=== TASK REQUIREMENTS ===
Please find all lines in the data that hold the string "React" and copy them.

* begin *

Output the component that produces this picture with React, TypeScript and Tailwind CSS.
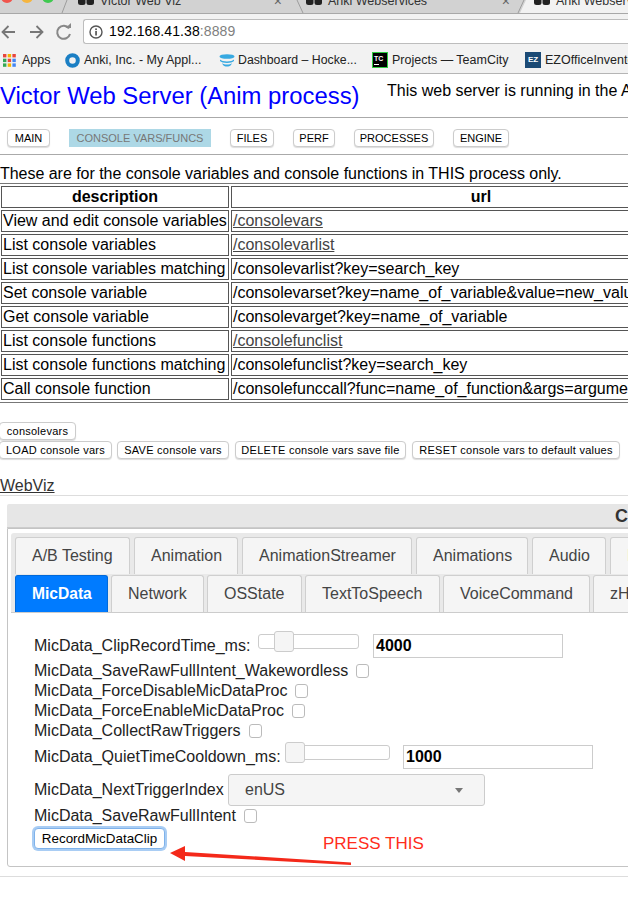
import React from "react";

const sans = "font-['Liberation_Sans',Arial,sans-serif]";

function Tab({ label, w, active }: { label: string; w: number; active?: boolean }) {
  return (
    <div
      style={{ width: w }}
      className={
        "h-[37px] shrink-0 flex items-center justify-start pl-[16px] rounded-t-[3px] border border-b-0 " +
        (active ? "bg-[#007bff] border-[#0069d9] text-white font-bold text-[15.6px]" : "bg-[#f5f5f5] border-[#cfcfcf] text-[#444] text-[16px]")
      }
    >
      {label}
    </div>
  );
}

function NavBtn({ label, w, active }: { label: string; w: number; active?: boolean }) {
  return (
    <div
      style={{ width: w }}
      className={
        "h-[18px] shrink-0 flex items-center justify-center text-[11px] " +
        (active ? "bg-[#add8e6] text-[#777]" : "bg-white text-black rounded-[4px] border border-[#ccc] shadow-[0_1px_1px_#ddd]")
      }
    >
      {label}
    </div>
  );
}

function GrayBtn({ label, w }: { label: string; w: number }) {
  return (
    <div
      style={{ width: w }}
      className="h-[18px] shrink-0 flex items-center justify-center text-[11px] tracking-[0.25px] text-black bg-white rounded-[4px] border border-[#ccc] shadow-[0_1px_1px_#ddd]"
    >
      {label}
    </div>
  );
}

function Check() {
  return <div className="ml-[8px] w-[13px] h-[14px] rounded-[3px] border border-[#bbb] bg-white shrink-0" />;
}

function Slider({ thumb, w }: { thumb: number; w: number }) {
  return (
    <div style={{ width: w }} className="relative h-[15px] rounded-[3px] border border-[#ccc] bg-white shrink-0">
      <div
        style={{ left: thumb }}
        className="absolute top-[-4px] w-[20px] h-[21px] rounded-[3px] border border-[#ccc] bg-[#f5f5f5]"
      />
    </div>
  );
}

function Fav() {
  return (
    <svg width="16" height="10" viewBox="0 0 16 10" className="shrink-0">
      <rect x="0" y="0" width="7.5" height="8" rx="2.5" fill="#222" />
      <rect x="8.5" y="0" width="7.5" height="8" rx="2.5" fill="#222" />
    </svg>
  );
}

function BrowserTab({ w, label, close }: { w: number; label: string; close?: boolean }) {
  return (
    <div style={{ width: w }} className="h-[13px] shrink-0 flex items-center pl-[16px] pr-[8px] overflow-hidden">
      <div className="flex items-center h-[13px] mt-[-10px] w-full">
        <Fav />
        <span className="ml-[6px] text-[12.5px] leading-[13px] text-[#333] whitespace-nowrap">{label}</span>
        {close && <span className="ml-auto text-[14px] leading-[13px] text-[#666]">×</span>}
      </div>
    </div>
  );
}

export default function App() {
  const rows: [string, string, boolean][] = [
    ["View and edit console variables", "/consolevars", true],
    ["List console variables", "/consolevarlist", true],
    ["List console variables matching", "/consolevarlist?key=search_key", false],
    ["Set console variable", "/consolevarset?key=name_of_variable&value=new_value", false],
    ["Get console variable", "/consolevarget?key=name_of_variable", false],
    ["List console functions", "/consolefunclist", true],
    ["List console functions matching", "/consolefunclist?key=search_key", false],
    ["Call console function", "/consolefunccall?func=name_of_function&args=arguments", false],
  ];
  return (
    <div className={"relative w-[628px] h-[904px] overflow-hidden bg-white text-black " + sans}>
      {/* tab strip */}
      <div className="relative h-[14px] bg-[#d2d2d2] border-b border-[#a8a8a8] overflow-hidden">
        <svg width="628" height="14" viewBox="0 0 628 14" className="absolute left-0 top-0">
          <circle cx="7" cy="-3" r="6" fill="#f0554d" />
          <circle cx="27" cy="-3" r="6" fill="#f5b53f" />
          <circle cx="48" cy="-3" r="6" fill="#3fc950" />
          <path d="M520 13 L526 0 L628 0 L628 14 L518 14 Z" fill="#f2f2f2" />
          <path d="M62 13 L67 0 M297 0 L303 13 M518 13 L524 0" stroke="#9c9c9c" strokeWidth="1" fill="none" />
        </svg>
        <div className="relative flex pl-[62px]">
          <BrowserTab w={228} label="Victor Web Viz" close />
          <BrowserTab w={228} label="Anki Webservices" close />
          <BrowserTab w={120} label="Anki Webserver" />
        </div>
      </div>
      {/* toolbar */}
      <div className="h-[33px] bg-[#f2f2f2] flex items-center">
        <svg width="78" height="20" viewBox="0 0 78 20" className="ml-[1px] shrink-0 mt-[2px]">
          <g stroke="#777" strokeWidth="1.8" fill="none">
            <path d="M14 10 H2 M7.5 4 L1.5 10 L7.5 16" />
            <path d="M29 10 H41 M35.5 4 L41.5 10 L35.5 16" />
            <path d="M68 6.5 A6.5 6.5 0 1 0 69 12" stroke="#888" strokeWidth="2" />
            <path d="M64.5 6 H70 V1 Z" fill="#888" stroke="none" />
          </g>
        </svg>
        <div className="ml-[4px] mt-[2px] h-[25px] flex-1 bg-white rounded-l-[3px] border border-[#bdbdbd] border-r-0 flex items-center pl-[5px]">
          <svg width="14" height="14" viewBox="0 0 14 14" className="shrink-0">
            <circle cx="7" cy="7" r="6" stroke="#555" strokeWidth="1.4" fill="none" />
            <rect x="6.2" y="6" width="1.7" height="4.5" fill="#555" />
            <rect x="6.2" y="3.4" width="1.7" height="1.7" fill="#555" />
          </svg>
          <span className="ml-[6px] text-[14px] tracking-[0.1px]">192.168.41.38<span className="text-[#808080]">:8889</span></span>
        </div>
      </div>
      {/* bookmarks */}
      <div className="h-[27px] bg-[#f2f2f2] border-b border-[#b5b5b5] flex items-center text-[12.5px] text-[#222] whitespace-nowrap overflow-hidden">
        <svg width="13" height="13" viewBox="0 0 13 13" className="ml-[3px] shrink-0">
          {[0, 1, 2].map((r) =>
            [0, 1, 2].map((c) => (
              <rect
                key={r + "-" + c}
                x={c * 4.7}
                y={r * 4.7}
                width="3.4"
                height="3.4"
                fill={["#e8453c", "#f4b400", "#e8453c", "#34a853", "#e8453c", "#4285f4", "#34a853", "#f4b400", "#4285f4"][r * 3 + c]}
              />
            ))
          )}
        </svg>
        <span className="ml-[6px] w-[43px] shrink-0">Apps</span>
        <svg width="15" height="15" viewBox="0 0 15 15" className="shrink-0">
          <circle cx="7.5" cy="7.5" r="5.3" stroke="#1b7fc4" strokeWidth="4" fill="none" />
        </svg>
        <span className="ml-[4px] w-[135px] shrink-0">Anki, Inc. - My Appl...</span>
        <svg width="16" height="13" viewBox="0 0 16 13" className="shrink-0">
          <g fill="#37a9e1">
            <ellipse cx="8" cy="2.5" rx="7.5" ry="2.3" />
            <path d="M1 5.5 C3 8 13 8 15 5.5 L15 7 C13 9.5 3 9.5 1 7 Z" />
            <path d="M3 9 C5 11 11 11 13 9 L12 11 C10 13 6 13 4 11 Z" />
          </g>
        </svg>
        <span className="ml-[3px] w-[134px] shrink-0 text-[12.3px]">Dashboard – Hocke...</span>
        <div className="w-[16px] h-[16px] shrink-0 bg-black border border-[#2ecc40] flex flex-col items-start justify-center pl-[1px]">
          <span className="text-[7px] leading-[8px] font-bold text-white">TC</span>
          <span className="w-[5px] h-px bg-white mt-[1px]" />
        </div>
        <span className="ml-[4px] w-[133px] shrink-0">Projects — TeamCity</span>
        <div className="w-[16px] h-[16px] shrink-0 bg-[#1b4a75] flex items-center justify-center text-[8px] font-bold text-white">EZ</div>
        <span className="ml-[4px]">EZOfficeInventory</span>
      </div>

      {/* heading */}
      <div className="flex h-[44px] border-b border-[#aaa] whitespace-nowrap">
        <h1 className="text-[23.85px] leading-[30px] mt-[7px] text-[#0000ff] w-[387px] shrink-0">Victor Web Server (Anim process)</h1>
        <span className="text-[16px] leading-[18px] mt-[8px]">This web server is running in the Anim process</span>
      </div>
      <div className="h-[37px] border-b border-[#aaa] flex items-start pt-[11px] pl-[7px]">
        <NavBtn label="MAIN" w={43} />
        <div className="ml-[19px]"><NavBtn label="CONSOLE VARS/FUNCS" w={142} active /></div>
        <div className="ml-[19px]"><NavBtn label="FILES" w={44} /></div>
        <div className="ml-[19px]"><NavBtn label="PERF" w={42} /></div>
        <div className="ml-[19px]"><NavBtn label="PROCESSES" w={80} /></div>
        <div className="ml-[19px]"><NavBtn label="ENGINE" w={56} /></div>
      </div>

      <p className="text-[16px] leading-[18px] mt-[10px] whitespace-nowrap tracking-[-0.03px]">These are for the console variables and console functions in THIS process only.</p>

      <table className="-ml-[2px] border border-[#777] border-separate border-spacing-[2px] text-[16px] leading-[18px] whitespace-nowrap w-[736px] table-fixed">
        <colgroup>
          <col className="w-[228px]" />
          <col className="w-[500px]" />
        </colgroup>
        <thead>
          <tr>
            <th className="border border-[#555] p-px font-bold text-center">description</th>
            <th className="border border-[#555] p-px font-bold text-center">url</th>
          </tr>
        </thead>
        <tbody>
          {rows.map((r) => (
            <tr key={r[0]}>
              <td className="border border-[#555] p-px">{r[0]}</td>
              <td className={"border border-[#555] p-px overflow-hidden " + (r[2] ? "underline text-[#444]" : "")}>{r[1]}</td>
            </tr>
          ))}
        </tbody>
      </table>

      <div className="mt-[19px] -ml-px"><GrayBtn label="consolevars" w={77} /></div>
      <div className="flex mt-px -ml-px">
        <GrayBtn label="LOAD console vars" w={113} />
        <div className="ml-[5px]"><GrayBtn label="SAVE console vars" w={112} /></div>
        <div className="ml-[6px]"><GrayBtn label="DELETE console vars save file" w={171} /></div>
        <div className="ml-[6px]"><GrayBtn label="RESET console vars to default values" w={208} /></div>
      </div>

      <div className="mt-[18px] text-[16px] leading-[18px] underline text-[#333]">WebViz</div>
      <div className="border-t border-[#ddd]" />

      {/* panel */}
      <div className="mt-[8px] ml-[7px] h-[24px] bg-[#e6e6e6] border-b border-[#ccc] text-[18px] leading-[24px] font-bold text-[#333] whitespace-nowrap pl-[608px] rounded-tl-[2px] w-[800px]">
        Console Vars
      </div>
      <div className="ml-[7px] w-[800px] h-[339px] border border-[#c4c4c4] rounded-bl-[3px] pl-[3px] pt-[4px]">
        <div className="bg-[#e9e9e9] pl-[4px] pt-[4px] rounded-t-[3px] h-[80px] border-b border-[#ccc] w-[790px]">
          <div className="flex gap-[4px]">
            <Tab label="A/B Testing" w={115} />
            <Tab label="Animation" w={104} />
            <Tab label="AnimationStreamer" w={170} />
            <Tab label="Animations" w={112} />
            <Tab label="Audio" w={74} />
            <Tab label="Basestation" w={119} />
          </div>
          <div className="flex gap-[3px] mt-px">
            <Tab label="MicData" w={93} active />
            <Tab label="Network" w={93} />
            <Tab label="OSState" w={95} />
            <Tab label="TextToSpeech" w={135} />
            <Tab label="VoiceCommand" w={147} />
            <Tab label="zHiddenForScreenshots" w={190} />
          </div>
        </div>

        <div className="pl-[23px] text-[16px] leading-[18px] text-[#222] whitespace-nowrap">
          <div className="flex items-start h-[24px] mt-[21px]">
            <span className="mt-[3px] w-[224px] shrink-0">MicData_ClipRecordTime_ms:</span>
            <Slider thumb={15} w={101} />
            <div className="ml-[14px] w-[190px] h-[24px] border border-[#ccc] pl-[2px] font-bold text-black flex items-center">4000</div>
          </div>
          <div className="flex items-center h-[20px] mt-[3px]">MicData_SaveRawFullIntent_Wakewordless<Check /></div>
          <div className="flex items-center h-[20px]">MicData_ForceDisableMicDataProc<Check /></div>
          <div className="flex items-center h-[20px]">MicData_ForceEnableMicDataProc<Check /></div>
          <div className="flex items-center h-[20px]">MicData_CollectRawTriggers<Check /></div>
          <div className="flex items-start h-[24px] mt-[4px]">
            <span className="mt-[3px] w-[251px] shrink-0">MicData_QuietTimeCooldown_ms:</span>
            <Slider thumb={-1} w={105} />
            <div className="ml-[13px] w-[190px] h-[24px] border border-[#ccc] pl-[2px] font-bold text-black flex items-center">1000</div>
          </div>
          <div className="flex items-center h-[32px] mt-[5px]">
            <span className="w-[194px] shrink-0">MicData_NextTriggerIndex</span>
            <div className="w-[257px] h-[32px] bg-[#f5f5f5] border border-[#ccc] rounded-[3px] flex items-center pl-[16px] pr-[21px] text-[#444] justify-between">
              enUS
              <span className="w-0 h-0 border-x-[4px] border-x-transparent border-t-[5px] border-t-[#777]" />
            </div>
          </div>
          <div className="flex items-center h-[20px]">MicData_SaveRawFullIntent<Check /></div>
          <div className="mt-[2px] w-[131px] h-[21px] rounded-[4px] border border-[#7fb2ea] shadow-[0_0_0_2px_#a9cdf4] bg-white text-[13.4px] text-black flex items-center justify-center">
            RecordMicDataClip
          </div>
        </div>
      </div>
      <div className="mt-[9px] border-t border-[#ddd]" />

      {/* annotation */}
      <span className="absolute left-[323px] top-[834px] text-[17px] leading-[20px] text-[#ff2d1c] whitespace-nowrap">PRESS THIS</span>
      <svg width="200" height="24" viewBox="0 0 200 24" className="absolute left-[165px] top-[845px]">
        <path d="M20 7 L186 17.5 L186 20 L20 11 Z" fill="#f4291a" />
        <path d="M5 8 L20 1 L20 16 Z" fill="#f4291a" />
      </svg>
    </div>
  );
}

* end *

=== THE REPLY ===
Output the component that produces this picture with React, TypeScript and Tailwind CSS.
import React from "react";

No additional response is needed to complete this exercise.